A few weeks ago, two new spinosaurs found on the Isle of Wight in England were introduced into the world of paleontology. The two new species, named Ceratosuchops inferodios and Riparovenator milnerae broadened our knowledge of this poorly understood group of theropod dinosaurs.

The two new spinosaurids are placed in the subfamily baryonychinae, being related to the famous English spinosaurid, Baryonyx. However, they were found to be more closely related to the African baryonychine Suchomimus, leading to the establishment of a new clade, ceratosuchopsini, in which Suchomimus has now been placed, alongside the two new species.

Spinosaurs are notable for their elongated snouts and more conical teeth than other theropods, features that would have helped them hunt aquatic prey. Ceratosuchops and Riparovenator may have coexisted in the same environment during the Early Cretaceous of Britain, and like other spinosaurids they would have hunted aquatic animals, as well as terrestrial prey. They may also have lived alongside Baryonyx, placing three closely related spinosaurids in the same environment. If this was the case they perhaps avoided competition by hunting different kinds of prey or occupying different habitats.
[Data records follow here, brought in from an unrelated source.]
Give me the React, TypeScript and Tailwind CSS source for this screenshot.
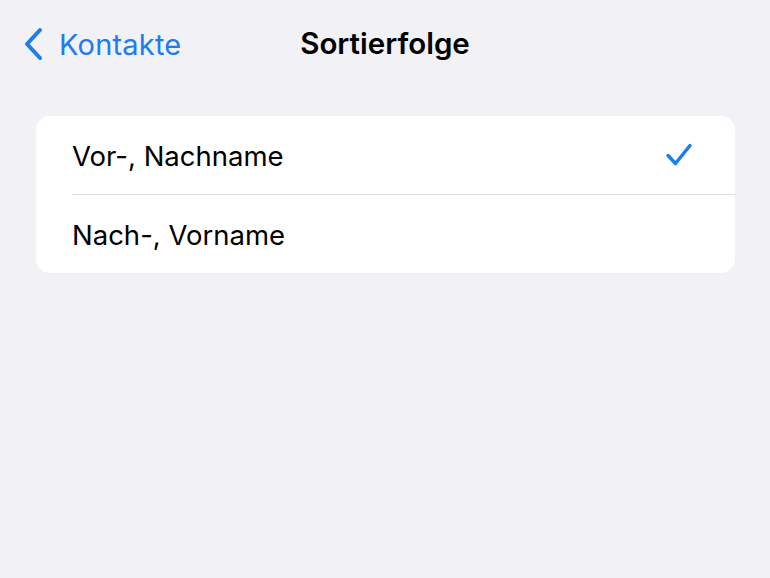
import React from "react";

export default function App() {
  return (
    <div className="w-[770px] h-[578px] bg-[#f1f1f6] overflow-hidden" style={{ fontFamily: "Inter, 'Noto Sans', sans-serif" }}>
      <div className="relative h-[88px] flex items-center">
        <div className="flex items-center pl-[22px] text-[#1c7cf0]">
          <svg width="24" height="34" viewBox="0 0 24 34" className="mr-[13px]">
            <path d="M18 3 L5 17 L18 31" fill="none" stroke="#1c7cf0" strokeWidth="4" strokeLinecap="round" strokeLinejoin="round" />
          </svg>
          <span className="text-[29px] leading-none tracking-[0.2px]">Kontakte</span>
        </div>
        <div className="absolute left-0 right-0 top-0 h-[88px] flex items-center justify-center pointer-events-none">
          <span className="text-[29.5px] font-semibold text-black leading-none">Sortierfolge</span>
        </div>
      </div>
      <div className="mt-[28px] ml-[36px] mr-[35px] bg-white rounded-[14px] overflow-hidden">
        <div className="h-[78px] flex items-center justify-between pl-[36px] pr-[42px]">
          <span className="text-[27.5px] text-black pt-[4px]">Vor-, Nachname</span>
          <svg width="28" height="26" viewBox="0 0 28 26">
            <path d="M3 13.5 L10.5 21.5 L25 3.5" fill="none" stroke="#1c7cf0" strokeWidth="3.5" strokeLinecap="round" strokeLinejoin="round" />
          </svg>
        </div>
        <div className="ml-[36px] h-px bg-[#dedee2]" />
        <div className="h-[78px] flex items-center pl-[36px]">
          <span className="text-[27.5px] text-black pt-[4px]">Nach-, Vorname</span>
        </div>
      </div>
    </div>
  );
}
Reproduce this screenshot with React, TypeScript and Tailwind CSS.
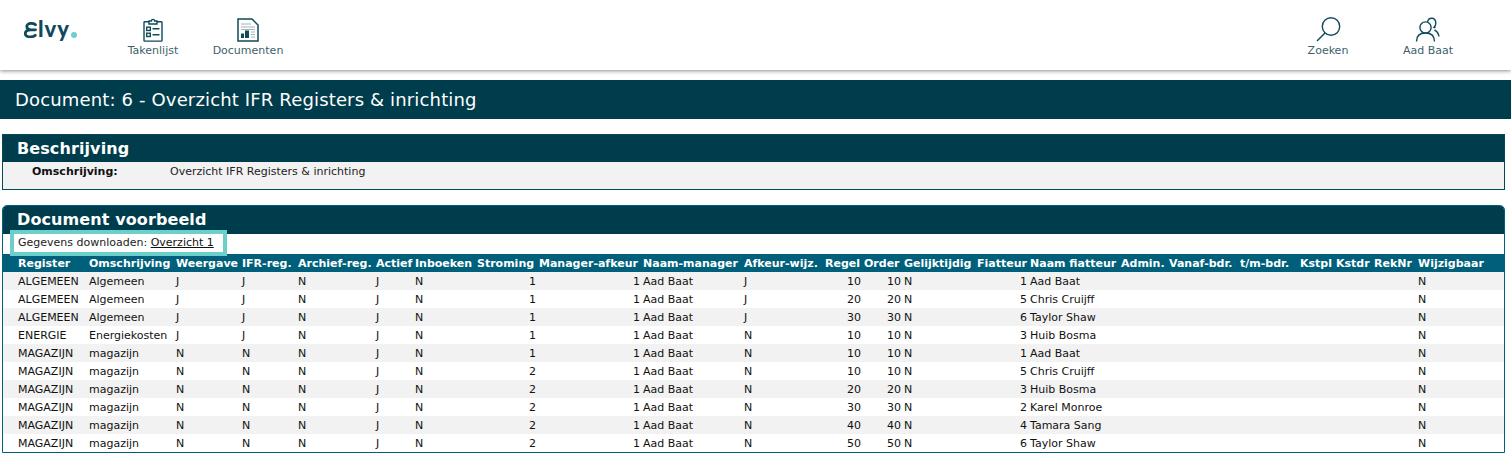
const rows = [
  ["ALGEMEEN","Algemeen","J","J","N","J","N","1","1","Aad Baat","J","10","10","N","1","Aad Baat","N"],
  ["ALGEMEEN","Algemeen","J","J","N","J","N","1","1","Aad Baat","J","20","20","N","5","Chris Cruijff","N"],
  ["ALGEMEEN","Algemeen","J","J","N","J","N","1","1","Aad Baat","J","30","30","N","6","Taylor Shaw","N"],
  ["ENERGIE","Energiekosten","J","J","N","J","N","1","1","Aad Baat","N","10","10","N","3","Huib Bosma","N"],
  ["MAGAZIJN","magazijn","N","N","N","J","N","1","1","Aad Baat","N","10","10","N","1","Aad Baat","N"],
  ["MAGAZIJN","magazijn","N","N","N","J","N","2","1","Aad Baat","N","10","10","N","5","Chris Cruijff","N"],
  ["MAGAZIJN","magazijn","N","N","N","J","N","2","1","Aad Baat","N","20","20","N","3","Huib Bosma","N"],
  ["MAGAZIJN","magazijn","N","N","N","J","N","2","1","Aad Baat","N","30","30","N","2","Karel Monroe","N"],
  ["MAGAZIJN","magazijn","N","N","N","J","N","2","1","Aad Baat","N","40","40","N","4","Tamara Sang","N"],
  ["MAGAZIJN","magazijn","N","N","N","J","N","2","1","Aad Baat","N","50","50","N","6","Taylor Shaw","N"],
];

const cols: { label: string; w: string; right?: boolean }[] = [
  { label: "Register", w: "w-[71px]" },
  { label: "Omschrijving", w: "w-[87px]" },
  { label: "Weergave", w: "w-[66px]" },
  { label: "IFR-reg.", w: "w-[56px]" },
  { label: "Archief-reg.", w: "w-[78px]" },
  { label: "Actief", w: "w-[39px]" },
  { label: "Inboeken", w: "w-[62px]" },
  { label: "Stroming", w: "w-[62px]", right: true },
  { label: "Manager-afkeur", w: "w-[104px]", right: true },
  { label: "Naam-manager", w: "w-[101px]" },
  { label: "Afkeur-wijz.", w: "w-[81px]" },
  { label: "Regel", w: "w-[39px]", right: true },
  { label: "Order", w: "w-[40px]", right: true },
  { label: "Gelijktijdig", w: "w-[73px]" },
  { label: "Fiatteur", w: "w-[53px]", right: true },
  { label: "Naam fiatteur", w: "w-[91px]" },
];
const tail = [
  { label: "Admin.", w: "w-[48px]" },
  { label: "Vanaf-bdr.", w: "w-[71px]" },
  { label: "t/m-bdr.", w: "w-[60px]" },
  { label: "Kstpl", w: "w-[36px]" },
  { label: "Kstdr", w: "w-[38px]" },
  { label: "RekNr", w: "w-[44px]" },
];

function LogoMark() {
  return (
    <svg width="13" height="16" viewBox="0 0 13 16" fill="none" stroke="#0f4a5c" strokeWidth="2.800" strokeLinecap="round">
      <path d="M11.500 2.800C10.500 1.800 8.800 1.300 7 1.300 4.500 1.300 2.800 2.700 2.800 4.600c0 1.900 1.700 3.200 3.900 3.200h4.800M6.700 7.800c-3.100 0-5.400 1.300-5.400 3.600 0 2.200 2.300 3.400 5 3.400 2 0 3.900-.5 5-1.600" />
    </svg>
  );
}
function Clipboard() {
  return (
    <svg width="20" height="24" viewBox="0 0 20 24" fill="none" stroke="#0f4a5c" strokeWidth="1.400">
      <path d="M6 3.700H1.700a.7.700 0 0 0-.7.7v18a.7.700 0 0 0 .7.7h16.600a.7.700 0 0 0 .7-.7v-18a.7.700 0 0 0-.7-.7H14" />
      <path d="M6 6V3h2.400a1.600 1.600 0 0 1 3.200 0H14v3z" />
      <rect x="3.700" y="9.200" width="3.600" height="3.300" />
      <rect x="3.700" y="15.200" width="3.600" height="3.300" />
      <path d="M9.500 10.800h7M9.500 16.800h7" />
    </svg>
  );
}
function Doc() {
  return (
    <svg width="22" height="24" viewBox="0 0 22 24" fill="none">
      <path d="M1 1h14l6 6v16H1z" stroke="#0f4a5c" strokeWidth="1.500" />
      <path d="M4 6h10M4 9h14M4 11.500h14M14 14h4M14 16.500h4M14 19h4" stroke="#9fb4bb" strokeWidth="1" />
      <path d="M4 15.500h3V20H4zM8 12.500h4V20H8z" fill="#0f4a5c" />
    </svg>
  );
}
function Search() {
  return (
    <svg width="26" height="25" viewBox="0 0 26 25" fill="none" stroke="#0f4a5c" strokeWidth="1.400">
      <circle cx="16" cy="9.500" r="8.700" />
      <path d="M10 16 2 24" />
    </svg>
  );
}
function Users() {
  return (
    <svg width="26" height="25" viewBox="0 0 26 25" fill="none" stroke="#0f4a5c" strokeWidth="1.400">
      <circle cx="10.500" cy="10.500" r="5.600" />
      <path d="M1.500 24.500c0-5.500 3.500-8.500 9-8.500s9 3 9 8.500" />
      <path d="M12.500 5c.5-2.300 2-3.800 4-3.800 2.800 0 4.300 2.200 4.300 5 0 1.800-.6 3.200-1.800 4.200 0 0 .8.200 1.500.6M19.500 13c2.500 1.200 4 3.500 4.500 6.500" />
    </svg>
  );
}

function NavItem({ icon, label, className }: { icon: React.ReactNode; label: string; className: string }) {
  return (
    <div className={`flex flex-col items-center ${className}`}>
      <div className="h-[25px] flex items-end justify-center">{icon}</div>
      <span className="mt-[1px] text-[11px] leading-[16px] text-[#3d5f6c] whitespace-nowrap">{label}</span>
    </div>
  );
}

const td = "h-[18px] p-0 pt-[2px] pl-[1px] align-top leading-[16px] whitespace-nowrap";

export default function App() {
  return (
    <div className="min-h-[459px] bg-white text-[11px] text-[#111] font-['Verdana','DejaVu_Sans',sans-serif] overflow-hidden">
      <header className="h-[70px] flex items-start justify-between bg-white shadow-[0_1px_4px_rgba(0,0,0,0.45)] pt-[17px]">
        <div className="flex items-start">
          <div className="ml-[24px] w-[82px] flex items-end h-[24px] text-[#0f4a5c]">
            <span className="mb-[3px] mr-[1px] flex"><LogoMark /></span>
            <span className="font-['Lato',sans-serif] font-black text-[22px] leading-[24px] tracking-[1px]">lvy</span>
            <span className="mb-[3px] ml-[1px] w-[6px] h-[6px] rounded-full bg-[#6ccfc9]" />
          </div>
          <NavItem icon={<Clipboard />} label="Takenlijst" className="w-[94px]" />
          <NavItem icon={<Doc />} label="Documenten" className="w-[96px]" />
        </div>
        <div className="flex items-start pr-[33px]">
          <NavItem icon={<Search />} label="Zoeken" className="w-[100px]" />
          <NavItem icon={<Users />} label="Aad Baat" className="w-[100px]" />
        </div>
      </header>

      <div className="mt-[10px] h-[39px] bg-[#003d4c] flex items-center pl-[15px] text-white text-[18px] tracking-[0.15px]">
        Document: 6 - Overzicht IFR Registers &amp; inrichting
      </div>

      <section className="mt-[15px] mx-[2px] mr-[6px] h-[56px] border border-[#004a5e] bg-[#f2f2f2]">
        <h2 className="h-[27px] bg-[#003d4c] text-white font-bold text-[16px] leading-[27px] pl-[14px] tracking-[0.1px]">Beschrijving</h2>
        <div className="flex pt-[3px] leading-[14px]">
          <span className="w-[167px] pl-[29px] font-bold">Omschrijving:</span>
          <span className="text-[#222]">Overzicht IFR Registers &amp; inrichting</span>
        </div>
      </section>

      <section className="mt-[15px] mx-[2px] mr-[6px] border border-[#005f7a] rounded-t-[5px] overflow-hidden bg-white">
        <h2 className="h-[28px] bg-[#003d4c] text-white font-bold text-[16px] leading-[27px] pl-[14px] tracking-[0.1px]">Document voorbeeld</h2>
        <div className="h-[20px] relative">
          <div className="absolute left-[7px] top-[-4px] h-[26px] w-[217px] border-[4px] border-[#6ccfc9] flex items-center pl-[4px] whitespace-nowrap text-[#222]">
            Gegevens downloaden:&nbsp;<a className="underline text-[#111]">Overzicht 1</a>
          </div>
        </div>
        <table className="w-full table-fixed border-collapse">
          <thead>
            <tr className="h-[18px] bg-[#005f7a] text-white font-bold">
              <th className="w-[14px] p-0" />
              {cols.map((c) => (
                <th key={c.label} className={`${c.w} p-0 pt-[2px] pl-[1px] align-top leading-[16px] text-left font-bold whitespace-nowrap`}>{c.label}</th>
              ))}
              {tail.map((c) => (
                <th key={c.label} className={`${c.w} p-0 pt-[2px] pl-[1px] align-top leading-[16px] text-left font-bold whitespace-nowrap`}>{c.label}</th>
              ))}
              <th className="p-0 pt-[2px] pl-[1px] align-top leading-[16px] text-left font-bold whitespace-nowrap">Wijzigbaar</th>
            </tr>
          </thead>
          <tbody>
            {rows.map((r, i) => (
              <tr key={i} className={i % 2 === 0 ? "bg-[#f2f2f2]" : "bg-white"}>
                <td className="p-0" />
                {cols.map((c, j) => (
                  <td key={j} className={`${td} ${c.right ? "text-right pr-[2px]" : ""}`}>{r[j]}</td>
                ))}
                {tail.map((c) => (
                  <td key={c.label} className={td} />
                ))}
                <td className={td}>{r[16]}</td>
              </tr>
            ))}
          </tbody>
        </table>
      </section>
    </div>
  );
}
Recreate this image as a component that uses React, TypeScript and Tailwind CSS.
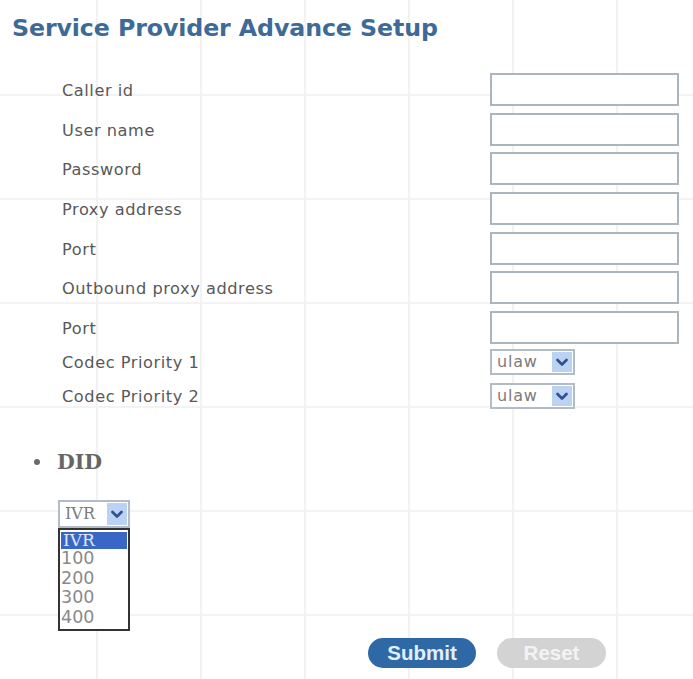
import React from "react";

const textRows = [
  "Caller id",
  "User name",
  "Password",
  "Proxy address",
  "Port",
  "Outbound proxy address",
  "Port",
];

const codecRows = ["Codec Priority 1", "Codec Priority 2"];

function Chevron() {
  return (
    <svg width="12" height="9" viewBox="0 0 12 9" aria-hidden="true">
      <path d="M1.5 2 L6 6.5 L10.5 2" fill="none" stroke="#2f4f8f" strokeWidth="2.6" strokeLinecap="round" strokeLinejoin="round" />
    </svg>
  );
}

function ComboBox({ value, className, textClass }: { value: string; className: string; textClass: string }) {
  return (
    <div className={`flex items-stretch border-2 border-[#b3bcc6] bg-white ${className}`}>
      <span className={`flex-1 flex items-center pl-[5px] text-[#7c7c7c] ${textClass}`}>{value}</span>
      <span className="w-[20px] my-[1px] mr-[1px] bg-[#bcd2f2] flex items-center justify-center">
        <Chevron />
      </span>
    </div>
  );
}

export default function App() {
  return (
    <div
      className="relative w-[693px] h-[679px] overflow-hidden bg-white bg-[linear-gradient(to_right,#f2f2f2_2px,transparent_2px),linear-gradient(to_bottom,#f3f3f3_2px,transparent_2px)] bg-[size:104px_104px] bg-[position:96px_94px]"
      style={{ fontFamily: '"DejaVu Sans", Verdana, sans-serif' }}
    >
      <h1 className="pl-[12px] pt-[13px] text-[23.7px] leading-[30px] font-bold text-[#3e6a98] tracking-[-0.1px]">
        Service Provider Advance Setup
      </h1>

      {/* text fields */}
      <div className="mt-[30px] flex flex-col gap-[6.7px]">
        {textRows.map((label, i) => (
          <div key={i} className="flex items-center h-[33px]">
            <span className="w-[490px] pl-[62px] pt-[3px] text-[16.2px] tracking-[0.55px] text-[#585858]">{label}</span>
            <div className="w-[189px] h-[33px] border-2 border-[#aab5c0] bg-white" />
          </div>
        ))}
      </div>

      {/* codec selects */}
      <div className="mt-[5px] flex flex-col gap-[8px]">
        {codecRows.map((label, i) => (
          <div key={i} className="flex items-center h-[26px]">
            <span className="w-[490px] pl-[62px] pt-[3px] text-[16.2px] tracking-[0.55px] text-[#585858]">{label}</span>
            <ComboBox value="ulaw" className="w-[85px] h-[26px]" textClass="text-[16px] tracking-[0.8px]" />
          </div>
        ))}
      </div>

      {/* DID section */}
      <div className="mt-[40px] flex items-center h-[26px] pl-[34px]">
        <span className="w-[6px] h-[6px] rounded-full bg-[#6a6a6a]" />
        <span
          className="ml-[17px] text-[20.5px] font-bold text-[#666666]"
          style={{ fontFamily: '"DejaVu Serif", Georgia, serif' }}
        >
          DID
        </span>
      </div>

      <div className="mt-[25px] pl-[58px]">
        <ComboBox
          value="IVR"
          className="w-[72px] h-[28px]"
          textClass="text-[16px] font-['DejaVu_Serif',serif]"
        />
        <div className="w-[72px] border-2 border-[#333333] bg-white flex flex-col pt-[2px] pb-[2px]">
          <span
            className="h-[17px] mx-[1px] bg-[#3a66c6] text-[#dfe8fb] text-[17px] leading-[17px] pl-[2px]"
            style={{ fontFamily: '"DejaVu Serif", Georgia, serif' }}
          >
            IVR
          </span>
          {["100", "200", "300", "400"].map((v) => (
            <span key={v} className="h-[19.5px] text-[17.5px] leading-[19.5px] pl-[1px] text-[#8a8a8a]">
              {v}
            </span>
          ))}
        </div>
      </div>

      {/* actions */}
      <div className="absolute left-[368px] top-[638px] flex gap-[21px]" style={{ fontFamily: '"Liberation Sans", Arial, sans-serif' }}>
        <button className="w-[108px] h-[30px] rounded-full bg-[#2e69a6] text-[#e3eefa] text-[20.5px] font-bold flex items-center justify-center">
          Submit
        </button>
        <button className="w-[109px] h-[30px] rounded-full bg-[#d3d3d3] text-[#f3f3f3] text-[20.5px] font-bold flex items-center justify-center">
          Reset
        </button>
      </div>
    </div>
  );
}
The fossil bones of C. inferodios and R. milnerae were collected from the Wessex Formation on the Isle of Wight between 2013 and 2017. Extensive research was then carried out to determine whether or not they were individual species. Considering the fragmentary nature of spinosaurids, the discovery of two new species was incredible, as well as the fact that skull material was preserved in both species.



Ceratosuchops inferodios means "horned crocodile faced hell heron", in reference to bone structures on it's skull and that it may have hunted aquatic prey in a similar fashion to a modern heron. I did this illustration in gold, just for fun.



Riparovenator milnerae means "riverbank hunter of Milner", and was named in honor of Angela Milner, a British paleontologist who helped describe Baryonyx in 1986. She passed away on the 13th of August, 2021, while the research on these two new spinosaurs was being conducted. It was very fitting that a new baryonychine be named after her.

In this illustration, Riparovenator lives up to it's name as the "riverbank hunter" as it devours a fish it just caught.